■ Data supplied

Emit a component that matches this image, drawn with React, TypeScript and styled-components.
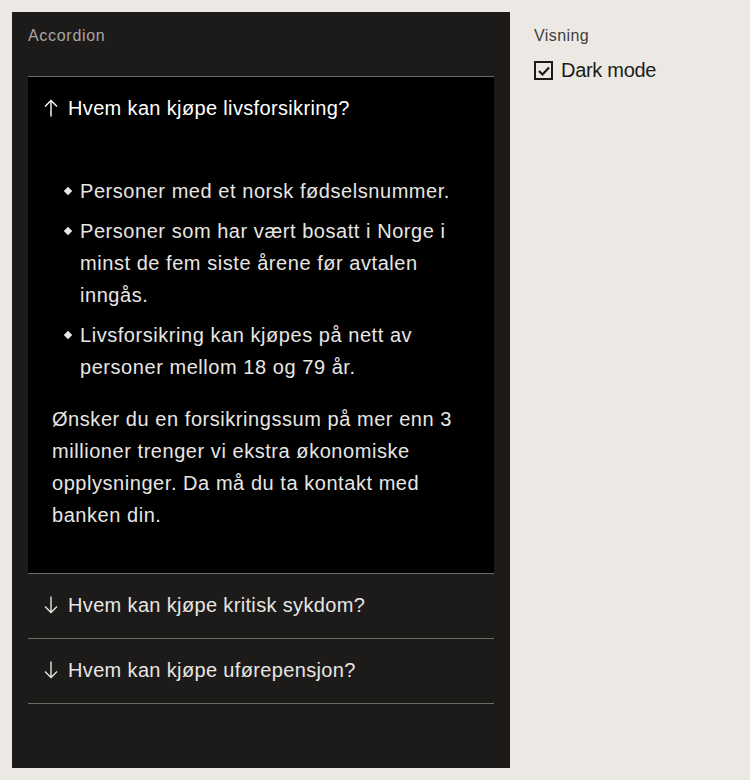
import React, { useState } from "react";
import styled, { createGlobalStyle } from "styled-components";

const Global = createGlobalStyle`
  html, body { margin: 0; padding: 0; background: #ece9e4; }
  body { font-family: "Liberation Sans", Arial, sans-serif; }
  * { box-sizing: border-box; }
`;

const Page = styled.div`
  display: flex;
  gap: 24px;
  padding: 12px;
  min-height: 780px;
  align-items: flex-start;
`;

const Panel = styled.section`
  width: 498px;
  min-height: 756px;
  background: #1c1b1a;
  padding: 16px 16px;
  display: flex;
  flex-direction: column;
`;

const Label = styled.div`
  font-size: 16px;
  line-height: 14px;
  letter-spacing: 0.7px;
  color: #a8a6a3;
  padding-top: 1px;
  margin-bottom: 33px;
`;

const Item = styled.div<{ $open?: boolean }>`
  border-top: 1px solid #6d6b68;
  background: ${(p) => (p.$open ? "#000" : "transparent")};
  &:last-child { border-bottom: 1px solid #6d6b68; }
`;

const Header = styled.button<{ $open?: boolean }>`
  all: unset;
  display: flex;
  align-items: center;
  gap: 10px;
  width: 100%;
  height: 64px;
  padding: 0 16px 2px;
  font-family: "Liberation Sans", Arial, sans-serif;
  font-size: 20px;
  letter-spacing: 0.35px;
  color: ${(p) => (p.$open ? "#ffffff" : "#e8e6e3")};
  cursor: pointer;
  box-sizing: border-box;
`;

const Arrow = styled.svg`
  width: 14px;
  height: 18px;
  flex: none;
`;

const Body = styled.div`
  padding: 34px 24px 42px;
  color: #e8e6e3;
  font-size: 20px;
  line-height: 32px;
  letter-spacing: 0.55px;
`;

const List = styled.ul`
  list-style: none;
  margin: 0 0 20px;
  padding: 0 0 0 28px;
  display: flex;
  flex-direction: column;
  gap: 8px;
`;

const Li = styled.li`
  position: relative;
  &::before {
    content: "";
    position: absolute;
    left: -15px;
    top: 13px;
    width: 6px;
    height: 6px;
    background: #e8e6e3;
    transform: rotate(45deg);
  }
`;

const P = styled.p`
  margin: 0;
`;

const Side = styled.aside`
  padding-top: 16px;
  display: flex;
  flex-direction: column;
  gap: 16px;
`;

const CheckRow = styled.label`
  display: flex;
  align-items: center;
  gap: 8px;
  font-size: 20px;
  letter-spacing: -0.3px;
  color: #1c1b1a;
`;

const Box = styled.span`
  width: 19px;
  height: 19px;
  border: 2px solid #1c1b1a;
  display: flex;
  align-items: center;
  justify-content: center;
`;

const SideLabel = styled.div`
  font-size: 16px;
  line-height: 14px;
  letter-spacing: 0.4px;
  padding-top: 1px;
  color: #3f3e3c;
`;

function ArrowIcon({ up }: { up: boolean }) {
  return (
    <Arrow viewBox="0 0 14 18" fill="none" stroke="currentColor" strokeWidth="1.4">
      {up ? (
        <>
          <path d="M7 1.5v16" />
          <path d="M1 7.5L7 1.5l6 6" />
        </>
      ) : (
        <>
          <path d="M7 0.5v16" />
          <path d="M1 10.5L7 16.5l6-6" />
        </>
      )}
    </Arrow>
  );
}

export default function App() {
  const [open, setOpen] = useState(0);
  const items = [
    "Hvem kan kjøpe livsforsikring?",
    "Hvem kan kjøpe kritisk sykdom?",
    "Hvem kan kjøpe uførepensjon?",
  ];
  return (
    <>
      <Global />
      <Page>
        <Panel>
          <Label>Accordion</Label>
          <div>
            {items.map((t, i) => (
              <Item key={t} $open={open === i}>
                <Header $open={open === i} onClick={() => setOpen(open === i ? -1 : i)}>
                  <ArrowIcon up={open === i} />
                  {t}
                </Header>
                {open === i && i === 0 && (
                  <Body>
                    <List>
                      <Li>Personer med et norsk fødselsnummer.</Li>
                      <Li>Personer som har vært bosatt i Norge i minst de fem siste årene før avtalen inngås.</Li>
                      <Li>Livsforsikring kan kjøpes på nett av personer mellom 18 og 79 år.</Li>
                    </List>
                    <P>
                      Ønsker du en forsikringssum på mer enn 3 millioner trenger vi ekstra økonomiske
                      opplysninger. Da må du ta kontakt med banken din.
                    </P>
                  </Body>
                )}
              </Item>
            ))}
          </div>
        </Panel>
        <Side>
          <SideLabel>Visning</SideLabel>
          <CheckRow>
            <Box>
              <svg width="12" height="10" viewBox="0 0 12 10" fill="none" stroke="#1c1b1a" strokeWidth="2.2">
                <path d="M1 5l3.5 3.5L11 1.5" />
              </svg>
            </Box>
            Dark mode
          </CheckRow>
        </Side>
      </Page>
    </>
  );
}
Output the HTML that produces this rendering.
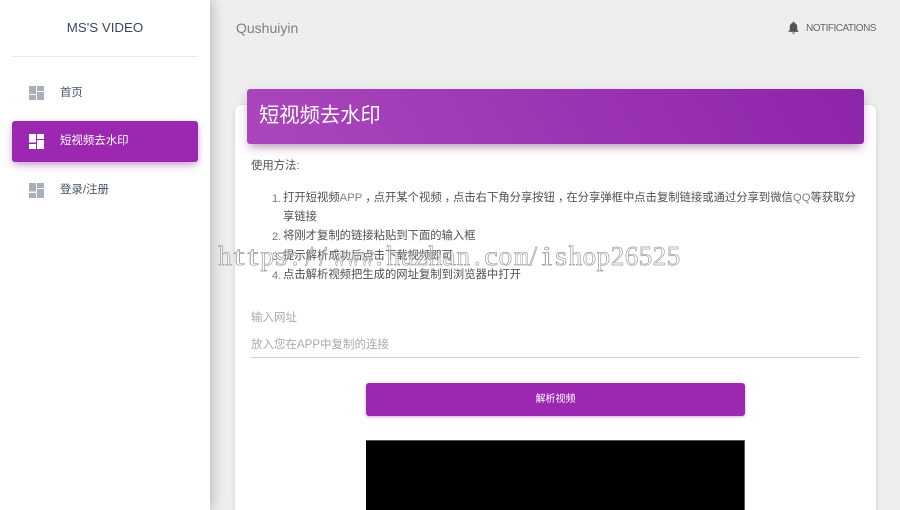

■ Given problem
Print the listing above in full, exactly as written. Omit any pictures.

■ Answer below
Emit a component that matches this image, drawn with React, TypeScript and styled-components.
import React, { useState } from "react";
import styled, { createGlobalStyle } from "styled-components";

const Global = createGlobalStyle`
  html, body { margin: 0; padding: 0; background: #ece9e4; }
  body { font-family: "Liberation Sans", Arial, sans-serif; }
  * { box-sizing: border-box; }
`;

const Page = styled.div`
  display: flex;
  gap: 24px;
  padding: 12px;
  min-height: 780px;
  align-items: flex-start;
`;

const Panel = styled.section`
  width: 498px;
  min-height: 756px;
  background: #1c1b1a;
  padding: 16px 16px;
  display: flex;
  flex-direction: column;
`;

const Label = styled.div`
  font-size: 16px;
  line-height: 14px;
  letter-spacing: 0.7px;
  color: #a8a6a3;
  padding-top: 1px;
  margin-bottom: 33px;
`;

const Item = styled.div<{ $open?: boolean }>`
  border-top: 1px solid #6d6b68;
  background: ${(p) => (p.$open ? "#000" : "transparent")};
  &:last-child { border-bottom: 1px solid #6d6b68; }
`;

const Header = styled.button<{ $open?: boolean }>`
  all: unset;
  display: flex;
  align-items: center;
  gap: 10px;
  width: 100%;
  height: 64px;
  padding: 0 16px 2px;
  font-family: "Liberation Sans", Arial, sans-serif;
  font-size: 20px;
  letter-spacing: 0.35px;
  color: ${(p) => (p.$open ? "#ffffff" : "#e8e6e3")};
  cursor: pointer;
  box-sizing: border-box;
`;

const Arrow = styled.svg`
  width: 14px;
  height: 18px;
  flex: none;
`;

const Body = styled.div`
  padding: 34px 24px 42px;
  color: #e8e6e3;
  font-size: 20px;
  line-height: 32px;
  letter-spacing: 0.55px;
`;

const List = styled.ul`
  list-style: none;
  margin: 0 0 20px;
  padding: 0 0 0 28px;
  display: flex;
  flex-direction: column;
  gap: 8px;
`;

const Li = styled.li`
  position: relative;
  &::before {
    content: "";
    position: absolute;
    left: -15px;
    top: 13px;
    width: 6px;
    height: 6px;
    background: #e8e6e3;
    transform: rotate(45deg);
  }
`;

const P = styled.p`
  margin: 0;
`;

const Side = styled.aside`
  padding-top: 16px;
  display: flex;
  flex-direction: column;
  gap: 16px;
`;

const CheckRow = styled.label`
  display: flex;
  align-items: center;
  gap: 8px;
  font-size: 20px;
  letter-spacing: -0.3px;
  color: #1c1b1a;
`;

const Box = styled.span`
  width: 19px;
  height: 19px;
  border: 2px solid #1c1b1a;
  display: flex;
  align-items: center;
  justify-content: center;
`;

const SideLabel = styled.div`
  font-size: 16px;
  line-height: 14px;
  letter-spacing: 0.4px;
  padding-top: 1px;
  color: #3f3e3c;
`;

function ArrowIcon({ up }: { up: boolean }) {
  return (
    <Arrow viewBox="0 0 14 18" fill="none" stroke="currentColor" strokeWidth="1.4">
      {up ? (
        <>
          <path d="M7 1.5v16" />
          <path d="M1 7.5L7 1.5l6 6" />
        </>
      ) : (
        <>
          <path d="M7 0.5v16" />
          <path d="M1 10.5L7 16.5l6-6" />
        </>
      )}
    </Arrow>
  );
}

export default function App() {
  const [open, setOpen] = useState(0);
  const items = [
    "Hvem kan kjøpe livsforsikring?",
    "Hvem kan kjøpe kritisk sykdom?",
    "Hvem kan kjøpe uførepensjon?",
  ];
  return (
    <>
      <Global />
      <Page>
        <Panel>
          <Label>Accordion</Label>
          <div>
            {items.map((t, i) => (
              <Item key={t} $open={open === i}>
                <Header $open={open === i} onClick={() => setOpen(open === i ? -1 : i)}>
                  <ArrowIcon up={open === i} />
                  {t}
                </Header>
                {open === i && i === 0 && (
                  <Body>
                    <List>
                      <Li>Personer med et norsk fødselsnummer.</Li>
                      <Li>Personer som har vært bosatt i Norge i minst de fem siste årene før avtalen inngås.</Li>
                      <Li>Livsforsikring kan kjøpes på nett av personer mellom 18 og 79 år.</Li>
                    </List>
                    <P>
                      Ønsker du en forsikringssum på mer enn 3 millioner trenger vi ekstra økonomiske
                      opplysninger. Da må du ta kontakt med banken din.
                    </P>
                  </Body>
                )}
              </Item>
            ))}
          </div>
        </Panel>
        <Side>
          <SideLabel>Visning</SideLabel>
          <CheckRow>
            <Box>
              <svg width="12" height="10" viewBox="0 0 12 10" fill="none" stroke="#1c1b1a" strokeWidth="2.2">
                <path d="M1 5l3.5 3.5L11 1.5" />
              </svg>
            </Box>
            Dark mode
          </CheckRow>
        </Side>
      </Page>
    </>
  );
}
Output the HTML that produces this rendering.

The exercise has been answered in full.